En outre, en climat tempéré, toutes les études collectées évoquant l’effet de l’évapotranspiration des cultures intermédiaires sur l’alimentation hydrique de la culture suivante concluent à un effet non significatif. Les auteurs citent même des contre-exemples, comme dans le Nord-Dakota (Badarrudin et Meyer, 1989), où « des légumineuses ont conduit à une augmentation de 30 mm de la réserve en eau dans les 30 premiers centimètres du sol au printemps, par rapport à un sol nu ».

Un léger avantage à la paille épaisse ?

D’après des résultats d’essais d’Arvalis, l’effet positif d’un couvert d’interculture sur la teneur en eau des sols n’est pas évident.

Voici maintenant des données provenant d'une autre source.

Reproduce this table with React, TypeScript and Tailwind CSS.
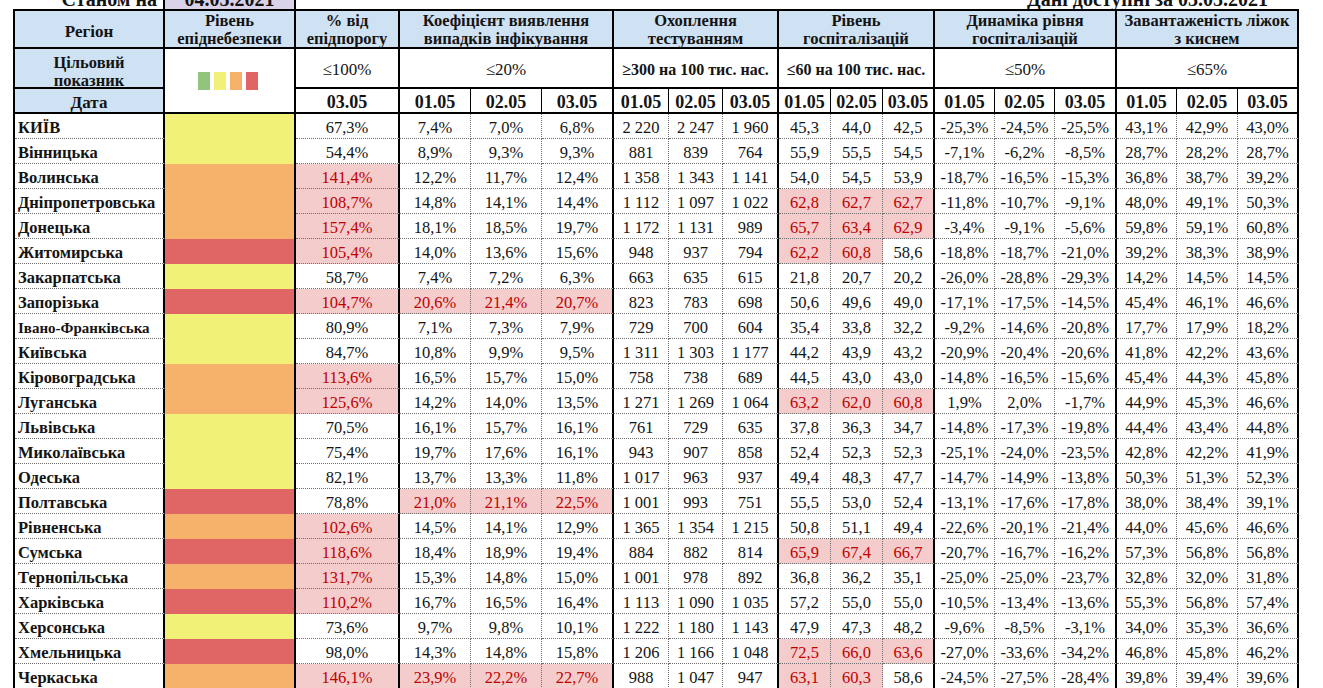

Une première série d’essais, menés de 2017 à 2019 (années où les conditions climatiques n’étaient pas trop stressantes au printemps) a comparé l’impact d’une paille épaisse, d’un couvert détruit au semis du maïs et d’un couvert broyé trois semaines avant le semis, à un sol nu.

Les conclusions sur les rendements du maïs grain suivant divergent selon les années. « Il semble que le paillage épais garderait le sol plus humide en surface que les mulchs de couvert, eux-mêmes plus protecteurs qu’un sol nu, mais consommateurs d’eau. » Arvalis reconnaît que cette série d’essais n’est pas suffisante et que sur le terrain, lorsque les agriculteurs mettent en place un couvert présent au semis, l’ensemble de l’itinéraire est adapté : date de semis, choix des variétés, fertilisation…

Un nouvel essai a été mis en place en 2021, où des lignes sont travaillées au strip-till au sein du couvert trois semaines avant le semis du maïs, avec une conduite irriguée différenciée pour chaque modalité. « Les premiers résultats semblent montrer que cette technique offre un compromis intéressant, mais les gains sur l’efficience de l’eau ne sont toujours pas évidents », résume Romain Tscheiller.